The media continued to report their false figures. A new banner was unveiled. 'MEDIA CONTACT NOW'. The rioting prisoners needed a way to make themselves heard. They were being portrayed as villains when really they were victims with very valid grievances. These are the demands they outlined when finally they were contacted by the press:

  • Improved visiting facilities and rights to physical contact with visitors and a children's playing area.
  • Category A prisoners to be allowed to wear their own clothes and receive food parcels.
  • Longer exercise periods.
  • An end to 23 hour-a-day lock-up.

This was apparently too much to ask for.

- © Peter McDermott

What Triggered The Strangeways Prison Riot

The riot began in earnest on April 1st, 1990, but tensions had been building for a long time before that.

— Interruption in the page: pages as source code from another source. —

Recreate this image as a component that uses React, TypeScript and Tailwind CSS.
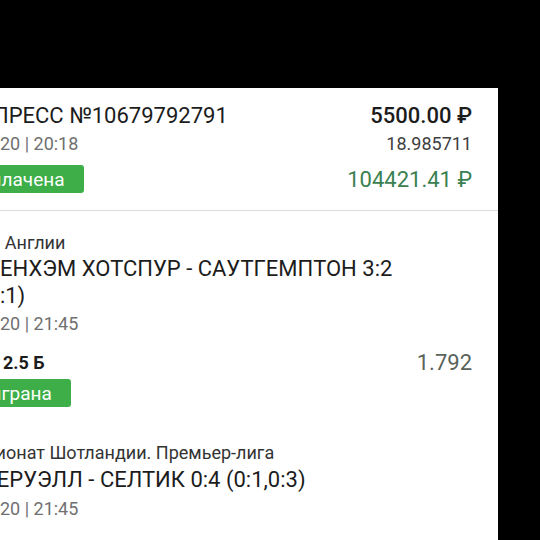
import React from "react";

const Badge = ({ children }: { children: React.ReactNode }) => (
  <div className="inline-flex h-[28px] items-center rounded-[3px] bg-[#3dae48] pl-[14px] pr-[19px] text-[19px] leading-none text-white">
    {children}
  </div>
);

export default function App() {
  return (
    <div
      className="h-[540px] w-[540px] overflow-hidden bg-black"
      style={{ fontFamily: "Roboto, 'Noto Sans', sans-serif" }}
    >
      <div className="mt-[88px] ml-[-60px] w-[558px] bg-white">
        {/* express header */}
        <div className="flex justify-between border-b border-[#dcdcdc] pt-[14px] pb-[17px] pl-[10px] pr-[26px]">
          <div>
            <div className="text-[22px] leading-[27px] text-[#1c1c1c]">ЭКСПРЕСС №10679792791</div>
            <div className="mt-[4px] text-[18px] leading-[22px] text-[#707070]">05.12.20 | 20:18</div>
            <div className="mt-[10px]">
              <Badge>Выплачена</Badge>
            </div>
          </div>
          <div className="flex flex-col items-end">
            <div className="text-[22px] font-medium leading-[27px] text-[#1c1c1c]">5500.00 ₽</div>
            <div className="mt-[4px] text-[18px] leading-[22px] text-[#404040]">18.985711</div>
            <div className="mt-[11px] text-[22px] leading-[27px] text-[#3a8050]">104421.41 ₽</div>
          </div>
        </div>

        {/* first event */}
        <div className="pt-[21px] pl-[10px] pr-[26px]">
          <div className="text-[18px] leading-[22px] text-[#333]">Чемп. Англии</div>
          <div className="mt-[1px] pl-[30px] pr-[40px] indent-[-34px] text-[22px] leading-[27px] text-[#1c1c1c]">
            ТОТТЕНХЭМ ХОТСПУР - САУТГЕМПТОН 3:2 (2:1)
          </div>
          <div className="mt-[4px] text-[18px] leading-[22px] text-[#707070]">05.12.20 | 21:45</div>
          <div className="mt-[14px] flex h-[27px] items-center justify-between">
            <div className="text-[18px] font-bold leading-[22px] text-[#1c1c1c]">Тотал 2.5 Б</div>
            <div className="text-[22px] leading-[27px] text-[#5a635b]">1.792</div>
          </div>
          <div className="mt-[3px]">
            <Badge>Выиграна</Badge>
          </div>
        </div>

        {/* second event */}
        <div className="mt-[35px] pb-[40px] pl-[10px] pr-[26px]">
          <div className="text-[18px] leading-[22px] text-[#333]">Чемпионат Шотландии. Премьер-лига</div>
          <div className="mt-[2px] text-[22px] leading-[27px] text-[#1c1c1c]">МАЗЕРУЭЛЛ - СЕЛТИК 0:4 (0:1,0:3)</div>
          <div className="mt-[5px] text-[18px] leading-[22px] text-[#707070]">05.12.20 | 21:45</div>
        </div>
      </div>
    </div>
  );
}
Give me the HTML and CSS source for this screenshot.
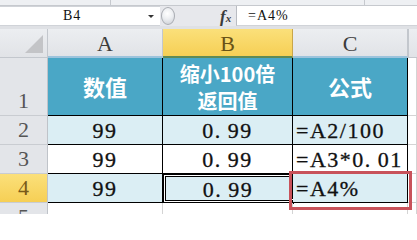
FILE: index.html
```html
<!DOCTYPE html>
<html>
<head>
<meta charset="utf-8">
<link rel="stylesheet" href="styles.css">
</head>
<body>
<div class="ribbon"><span class="rsep s1"></span><span class="rsep s2"></span></div>
<div class="fbar">
  <div class="namebox"><span class="ref">B4</span><span class="arrow"></span></div>
  <div class="mid"><span class="knob"></span><span class="fx"><i>f</i><small>x</small></span></div>
  <div class="formula">=A4%</div>
</div>
<div class="gap"></div>
<div class="sheet">
  <div class="ch corner"><span class="tri"></span></div>
  <div class="ch">A</div>
  <div class="ch sel">B</div>
  <div class="ch">C</div>
  <div class="ch extra"></div>

  <div class="rh bottom">1</div>
  <div class="c head">数值</div>
  <div class="c head two">缩小100倍<br>返回值</div>
  <div class="c head">公式</div>
  <div class="c empty"></div>

  <div class="rh">2</div>
  <div class="c tint num">99</div>
  <div class="c tint num">0<span class="dot">.</span>99</div>
  <div class="c tint num left">=A2/100</div>
  <div class="c empty"></div>

  <div class="rh">3</div>
  <div class="c num">99</div>
  <div class="c num">0<span class="dot">.</span>99</div>
  <div class="c num left">=A3*0<span class="dot">.</span>01</div>
  <div class="c empty"></div>

  <div class="rh rsel">4</div>
  <div class="c tint num">99</div>
  <div class="c tint num active">0<span class="dot">.</span>99<span class="handle"></span></div>
  <div class="c tint num left">=A4%</div>
  <div class="c empty"></div>

  <div class="rh">5</div>
  <div class="c blank"></div>
  <div class="c blank"></div>
  <div class="c blank"></div>
  <div class="c blank"></div>
</div>
<div class="mark"></div>
</body>
</html>
```
FILE: styles.css
```css
html, body {
  margin: 0;
  padding: 0;
}
body {
  width: 417px;
  height: 214px;
  overflow: hidden;
  position: relative;
  background: #fff;
  font-family: "Liberation Serif", serif;
}
.ribbon {
  height: 5px;
  background: #eef0f3;
  border-bottom: 1px solid #c6c9ce;
  position: relative;
}
.rsep {
  position: absolute;
  top: 0;
  width: 1px;
  height: 5px;
  background: #c6c9ce;
}
.s1 { left: 110px; }
.s2 { left: 364px; }
.fbar {
  display: flex;
  height: 20px;
  background: #e7e8ec;
}
.namebox {
  width: 160px;
  background: #fff;
  border-top: 1px solid #d0d3d8;
  border-bottom: 1px solid #d0d3d8;
  box-sizing: border-box;
  display: flex;
  align-items: center;
  position: relative;
}
.ref {
  font-family: "Liberation Serif", serif;
  font-size: 14px;
  letter-spacing: 1px;
  color: #111;
  margin-left: 63px;
}
.arrow {
  position: absolute;
  left: 148px;
  top: 8px;
  width: 0;
  height: 0;
  border-left: 3px solid transparent;
  border-right: 3px solid transparent;
  border-top: 3px solid #333;
}
.mid {
  width: 76px;
  display: flex;
  align-items: center;
  position: relative;
}
.knob {
  width: 12px;
  height: 16px;
  margin-left: 1px;
  border-radius: 50%;
  border: 1px solid #a9acb2;
  background: radial-gradient(circle at 45% 35%, #ffffff 0, #eceef1 45%, #c9ccd2 100%);
}
.fx {
  margin-left: 45px;
  font-family: "Liberation Serif", serif;
  font-weight: bold;
  color: #3a3a3a;
  font-size: 17px;
  line-height: 1;
}
.fx i { font-style: italic; }
.fx small { font-size: 11px; font-style: italic; }
.formula {
  flex: 1;
  background: #fff;
  border-left: 1px solid #b9bcc2;
  border-bottom: 1px solid #d0d3d8;
  font-family: "Liberation Serif", serif;
  font-size: 14px;
  letter-spacing: 1px;
  color: #111;
  padding-left: 11px;
  display: flex;
  align-items: center;
}
.gap {
  height: 3px;
  background: #dfe1e5;
}
.sheet {
  display: grid;
  grid-template-columns: 48px 115px 130px 115px 9px;
  grid-template-rows: 29px 58px 29px 29px 29px 29px;
}
.ch {
  box-sizing: border-box;
  background: linear-gradient(#eceef1, #e1e3e7);
  border-right: 1px solid #c3c7cd;
  border-bottom: 2px solid #9cc3dc;
  font-family: "Liberation Serif", serif;
  font-size: 22px;
  color: #3c3c3c;
  display: flex;
  align-items: center;
  justify-content: center;
  padding-top: 2px;
}
.corner {
  border-bottom: 1px solid #c3c7cd;
  position: relative;
}
.tri {
  position: absolute;
  right: 4px;
  bottom: 4px;
  width: 0;
  height: 0;
  border-left: 18px solid transparent;
  border-bottom: 18px solid #c3c4c7;
}
.ch.sel {
  background: linear-gradient(#fbe07a, #f6cf55);
  color: #6a5216;
  border-bottom: 2px solid #5f8a55;
  border-right: 1px solid #c9a64a;
}
.ch.extra {
  border-bottom: 1px solid #c3c7cd;
  border-left: 1px solid #c3c7cd;
  border-right: none;
}
.rh {
  box-sizing: border-box;
  background: #e3e5e9;
  border-right: 1px solid #bfc3c9;
  border-bottom: 1px solid #c9ccd1;
  font-family: "Liberation Serif", serif;
  font-size: 22px;
  color: #555;
  display: flex;
  align-items: center;
  justify-content: center;
}
.rh.bottom {
  align-items: flex-end;
  padding-bottom: 1px;
}
.rh.rsel {
  background: linear-gradient(#fbe07a, #f6cf55);
  color: #7a5a18;
}
.c {
  box-sizing: border-box;
  border-right: 1px solid #000;
  border-bottom: 1px solid #000;
  display: flex;
  align-items: center;
  justify-content: center;
  position: relative;
}
.head {
  background: #4aa7c6;
  color: #fff;
  font-family: "Noto Sans CJK SC", sans-serif;
  font-weight: 700;
  font-size: 22px;
  line-height: 25px;
  text-align: center;
}
.head.two {
  font-size: 20px;
  line-height: 27px;
}
.tint {
  background: #dbeef4;
}
.num {
  font-family: "Liberation Serif", serif;
  font-size: 22px;
  letter-spacing: 1.5px;
  color: #111;
  -webkit-text-stroke: 0.3px #111;
  padding-top: 2px;
}
.dot {
  margin-right: 6px;
}
.left {
  justify-content: flex-start;
  padding-left: 3px;
}
.empty, .blank {
  border-right: 1px solid #d4d4d4;
  border-bottom: 1px solid #d4d4d4;
}
.active {
  border: 1px solid #000;
  box-shadow: inset 0 0 0 1px #fff, inset 0 0 0 2px #000;
}
.handle {
  position: absolute;
  right: -3px;
  bottom: -3px;
  width: 4px;
  height: 4px;
  background: #000;
  border: 1px solid #fff;
}
.mark {
  position: absolute;
  left: 289px;
  top: 171px;
  width: 123px;
  height: 39px;
  box-sizing: border-box;
  border: 3.5px solid #c8525a;
}
```
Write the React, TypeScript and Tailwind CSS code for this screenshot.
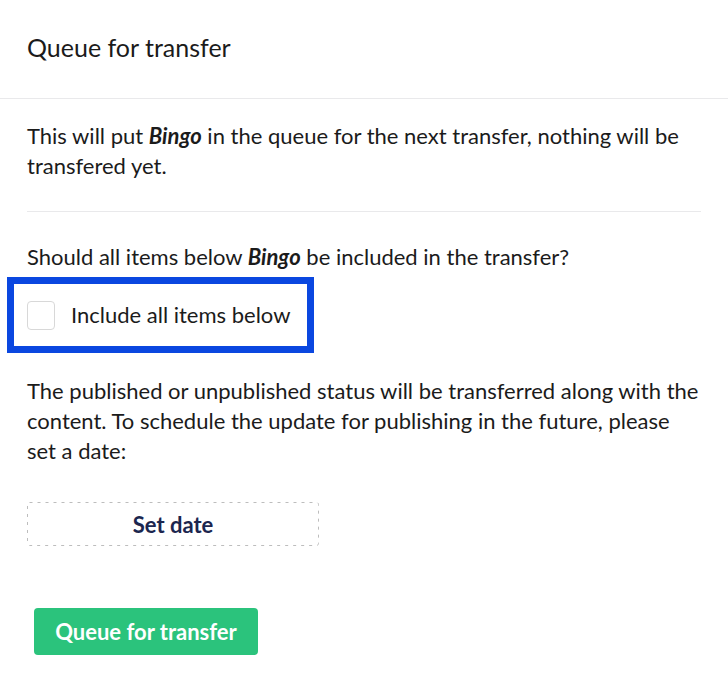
import { useState } from 'react';

export default function App() {
  const [includeAll, setIncludeAll] = useState(false);

  return (
    <div className="w-[728px] h-[675px] bg-white font-['Lato','Open_Sans',sans-serif] text-[#1b1b1b] overflow-hidden">
      <div className="h-[99px] flex items-center pl-[27px] pb-[4px] border-b border-[#e9e9eb]">
        <h1 className="text-[25px] leading-[30px] font-normal">Queue for transfer</h1>
      </div>

      <div className="px-[27px] pt-[22px]">
        <p className="text-[22px] leading-[30px]">
          This will put <b className="italic font-bold">Bingo</b> in the queue for the next transfer, nothing will be transfered yet.
        </p>

        <hr className="mt-[30px] border-0 border-t border-[#e9e9eb]" />

        <p className="mt-[30px] text-[22px] leading-[30px]">
          Should all items below <b className="italic font-bold">Bingo</b> be included in the transfer?
        </p>

        {/* checkbox row with tour highlight over it */}
        <div className="relative mt-[5px] h-[76px] flex items-center">
          <label className="flex items-center cursor-pointer">
            <input
              type="checkbox"
              checked={includeAll}
              onChange={e => setIncludeAll(e.target.checked)}
              className="appearance-none w-[28px] h-[29px] rounded-[4px] border border-[#d8d8d8] bg-white"
            />
            <span className="ml-[16px] text-[22px] leading-[30px]">Include all items below</span>
          </label>
          <div className="pointer-events-none absolute left-[-20px] top-0 w-[307px] h-[76px] border-[7px] border-[#0a47e0]" />
        </div>

        <p className="mt-[23px] text-[22px] leading-[30px]">
          The published or unpublished status will be transferred along with the content. To schedule the update for publishing in the future, please set a date:
        </p>

        <button className="relative mt-[36px] w-[292px] h-[44px] text-[22px] font-bold text-[#1b264f]">
          <svg className="absolute inset-0 pointer-events-none" width="292" height="44">
            <rect x="0.5" y="0.5" width="291" height="43" rx="2" fill="none" stroke="#bdbdbd" strokeDasharray="3 5" />
          </svg>
          Set date
        </button>

        <div>
          <button className="mt-[62px] ml-[7px] w-[224px] h-[47px] rounded-[4px] bg-[#2bc37c] text-white text-[22px] font-bold">
            Queue for transfer
          </button>
        </div>
      </div>
    </div>
  );
}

The prison was overcrowded. It was designed to hold 970 prisoners but at the time contained over 1600. On top of this, the prisoners were frequently mistreated. Some were even locked up for over 22 hours a day.

Not one week prior to the riot a pair of prisoners had staged a 20 hour protest on the roof. A couple of days later there had been a sit down protest in the chapel. This had only been defused when a guard had promised that prisoner grievances would be listened to. That same evening a prisoner was assaulted by officers and injected with sedatives.

That was last straw.

Strangeways Prison Riot Begins

The next day, during chapel, the prisoners rose up. Using fire extinguishers, table legs and fire buckets, they attacked the prison officers, taking their keys.

The chapel was evacuated by prison staff, and later the rest of the prison too.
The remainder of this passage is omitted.